Paul McCartney, you were right.
Have you ever not listened to a song for years, and then you hear it and it just sounds off from the way you remember it? I’m having that feeling right now as I play “The Long and Winding Road” as released in 1970.
It’s not that I’ve completely shunned the song, but the understated Let it Be…Naked rendition has been my go-to version for so long that when I went back to listen to the original just now, I’m so thrown by the shimmering strings and pristine choir. Some backstory: in January 1969, the Beatles recorded what was intended to be an album called Get Back, named both for their next single and the fact that it was supposedly a back-to-basics project.
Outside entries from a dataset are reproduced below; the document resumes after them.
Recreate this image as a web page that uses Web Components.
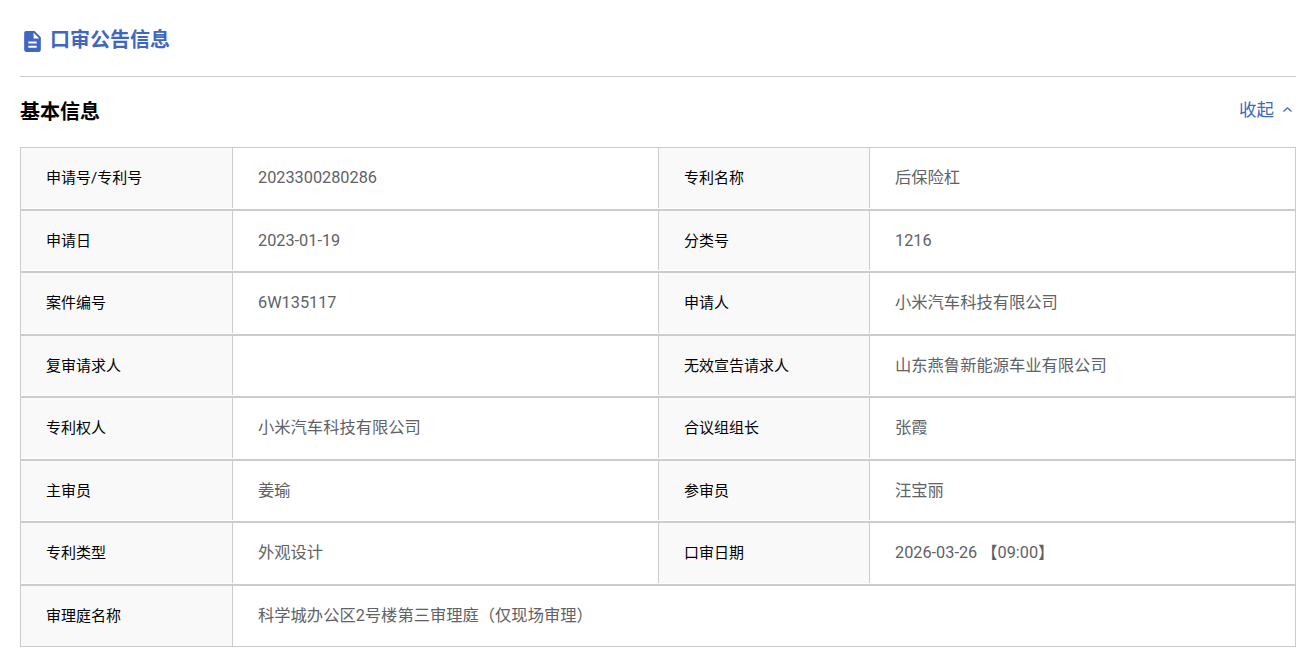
<!DOCTYPE html>
<html lang="zh">
<head>
<meta charset="utf-8">
<title>口审公告信息</title>
<style>
    html, body { margin: 0; background: #fff; }
    body { font-family: Roboto, "Noto Sans CJK SC", sans-serif; }
</style>
</head>
<body>
<notice-page>
    <page-title slot="title">口审公告信息</page-title>
    <info-section heading="基本信息">
        <info-table>
            <info-cell label="申请号/专利号">2023300280286</info-cell>
            <info-cell label="专利名称">后保险杠</info-cell>
            <info-cell label="申请日">2023-01-19</info-cell>
            <info-cell label="分类号">1216</info-cell>
            <info-cell label="案件编号">6W135117</info-cell>
            <info-cell label="申请人">小米汽车科技有限公司</info-cell>
            <info-cell label="复审请求人"></info-cell>
            <info-cell label="无效宣告请求人">山东燕鲁新能源车业有限公司</info-cell>
            <info-cell label="专利权人">小米汽车科技有限公司</info-cell>
            <info-cell label="合议组组长">张霞</info-cell>
            <info-cell label="主审员">姜瑜</info-cell>
            <info-cell label="参审员">汪宝丽</info-cell>
            <info-cell label="专利类型">外观设计</info-cell>
            <info-cell label="口审日期">2026-03-26 【09:00】</info-cell>
            <info-cell label="审理庭名称" wide>科学城办公区2号楼第三审理庭（仅现场审理）</info-cell>
        </info-table>
    </info-section>
</notice-page>

<script>
    class NoticePage extends HTMLElement {
        constructor() {
            super();
            this.attachShadow({ mode: 'open' });
            this.shadowRoot.innerHTML = `
                <style>
                    :host { display: block; padding: 0 20px; }
                </style>
                <slot name="title"></slot>
                <slot></slot>
            `;
        }
    }

    class PageTitle extends HTMLElement {
        constructor() {
            super();
            this.attachShadow({ mode: 'open' });
            this.shadowRoot.innerHTML = `
                <style>
                    :host {
                        display: flex;
                        align-items: center;
                        gap: 5px;
                        height: 77px;
                        box-sizing: border-box;
                        border-bottom: 1px solid #ccc;
                        color: #3f66c0;
                        font-size: 20px;
                        font-weight: 700;
                    }
                    svg { width: 25px; height: 25px; display: block; margin-top: 6px; }
                </style>
                <svg viewBox="0 0 24 24"><path fill="currentColor" d="M14 2H6c-1.100 0-1.990.9-1.990 2L4 20c0 1.100.89 2 1.990 2H18c1.100 0 2-.9 2-2V8l-6-6zm2 16H8v-2h8v2zm0-4H8v-2h8v2zm-3-5V3.500L18.500 9H13z"/></svg>
                <span><slot></slot></span>
            `;
        }
    }

    class InfoSection extends HTMLElement {
        constructor() {
            super();
            this.attachShadow({ mode: 'open' });
            this.shadowRoot.innerHTML = `
                <style>
                    :host { display: block; }
                    header {
                        display: flex;
                        align-items: center;
                        justify-content: space-between;
                        height: 66px;
                        padding-bottom: 4px;
                    }
                    h2 { margin: 0; font-size: 20px; font-weight: 700; color: #000; }
                    .toggle {
                        display: flex;
                        align-items: center;
                        gap: 8px;
                        padding-right: 3px;
                        margin-bottom: 3px;
                        color: #3f66c0;
                        font-size: 17.500px;
                    }
                    svg { width: 11px; height: 7px; display: block; margin-top: 2px; }
                </style>
                <header>
                    <h2></h2>
                    <span class="toggle">收起
                        <svg viewBox="0 0 11 7"><path d="M1.500 5.500 5.500 1.800l4 3.700" fill="none" stroke="currentColor" stroke-width="1.300"/></svg>
                    </span>
                </header>
                <slot></slot>
            `;
            this.shadowRoot.querySelector('h2').textContent = this.getAttribute('heading');
        }
    }

    class InfoTable extends HTMLElement {
        constructor() {
            super();
            this.attachShadow({ mode: 'open' });
            this.shadowRoot.innerHTML = `
                <style>
                    :host {
                        display: grid;
                        grid-template-columns: 638fr 636fr;
                        grid-template-rows: repeat(7, 62.500px) 61.500px;
                        border-top: 1px solid #ccc;
                        border-left: 1px solid #ccc;
                        border-right: 1px solid #ccc;
                    }
                </style>
                <slot></slot>
            `;
        }
    }

    class InfoCell extends HTMLElement {
        constructor() {
            super();
            this.attachShadow({ mode: 'open' });
            this.shadowRoot.innerHTML = `
                <style>
                    :host {
                        display: grid;
                        grid-template-columns: 212px 1fr;
                        border-bottom: 2px solid #ccc;
                        box-sizing: border-box;
                    }
                    :host(:nth-child(even)) { grid-template-columns: 211px 1fr; }
                    :host([wide]) { grid-column: 1 / -1; border-bottom-width: 1px; }
                    .label, .value {
                        display: flex;
                        align-items: center;
                        box-sizing: border-box;
                        padding: 0.500px 0 0 25px;
                        margin-bottom: 1px;
                        line-height: 24px;
                    }
                    :host([wide]) .label, :host([wide]) .value { margin-bottom: 0; }
                    .label {
                        background: #f9f9f9;
                        border-right: 1px solid #ccc;
                        color: #000;
                        font-size: 15px;
                    }
                    .value { color: #606266; font-size: 16.300px; }
                    :host(:nth-child(odd):not([wide])) .value { border-right: 1px solid #ccc; }
                </style>
                <div class="label"></div>
                <div class="value"><slot></slot></div>
            `;
            this.shadowRoot.querySelector('.label').textContent = this.getAttribute('label');
        }
    }

    customElements.define('notice-page', NoticePage);
    customElements.define('page-title', PageTitle);
    customElements.define('info-section', InfoSection);
    customElements.define('info-table', InfoTable);
    customElements.define('info-cell', InfoCell);
</script>
</body>
</html>
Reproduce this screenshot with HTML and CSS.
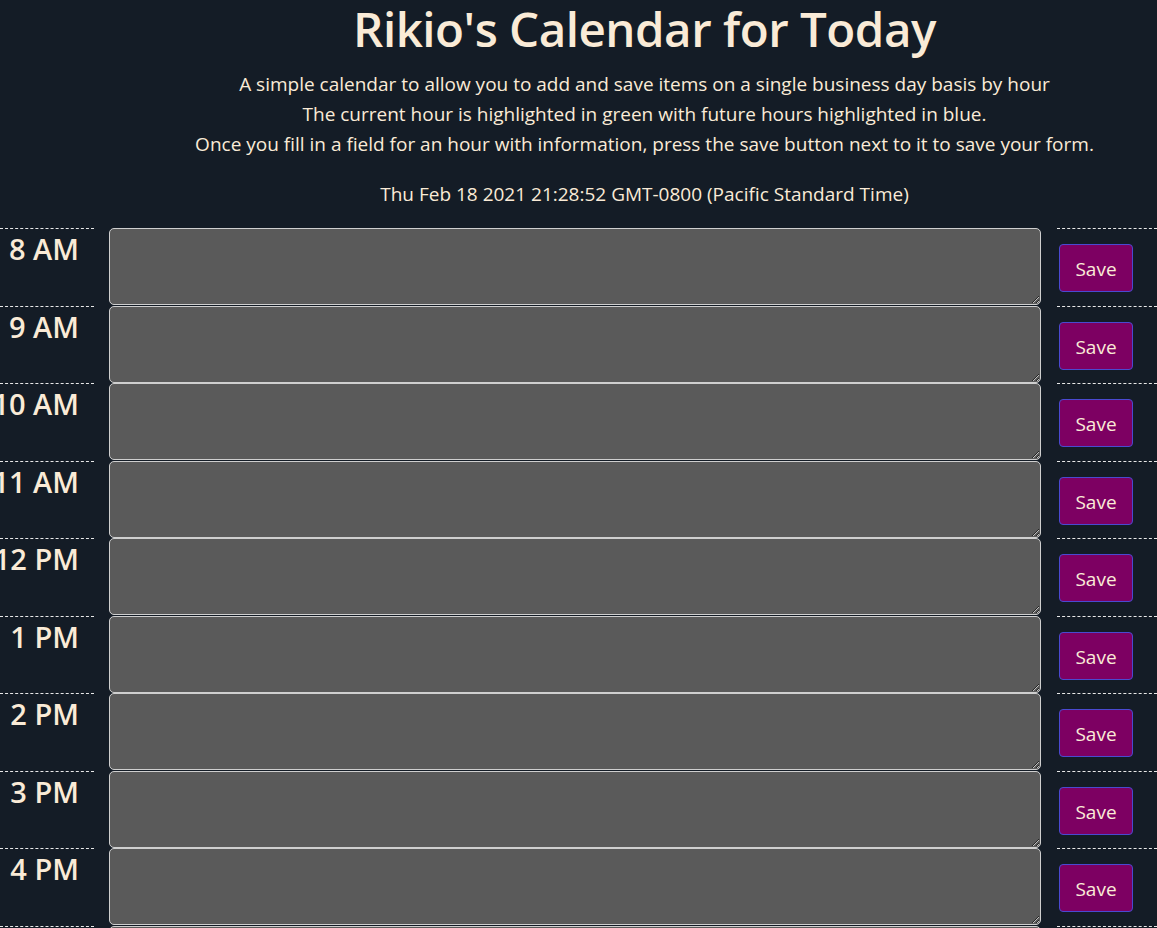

The next year, the tapes were controversially handed off to producer Phil Spector to either salvage or ruin them, depending on your perspective.
John Lennon fell in the former camp, telling Rolling Stone, “[Spector] was given the shittiest load of badly recorded shit–and with a lousy feeling to it–ever. And he made something out of it. It wasn’t fantastic, but I heard it, I didn’t puke.” Paul McCartney though? Decidedly less impressed. The chief reasoning for his resentment was the finishing touches Spector chose to add to “The Long and Winding Road.”
“I was sent a re-mixed version of my song ‘The Long And Winding Road,’ with harps, horns, an orchestra, and women’s choir added,” Paul noted. “No one had asked me what I thought. I couldn’t believe it. I would never have female voices on a Beatles record.” That last sentence is blatantly untrue, as Paul had enlisted his soon-to-be-wife Linda for harmonies on “Let it Be.” But still, Spector’s arrangement transformed Paul’s pensive ballad into saccharine elevator music.
The only reason it wasn’t used in The Shining was because Stanley Kubrick couldn’t afford the rights.
This isn’t an absolute favorite track of mine by any means, but it’s clearly a beautiful piece of songwriting. But I highly suggest opting for the Naked version that allows its stunning melody and emotional lyrics to truly shine.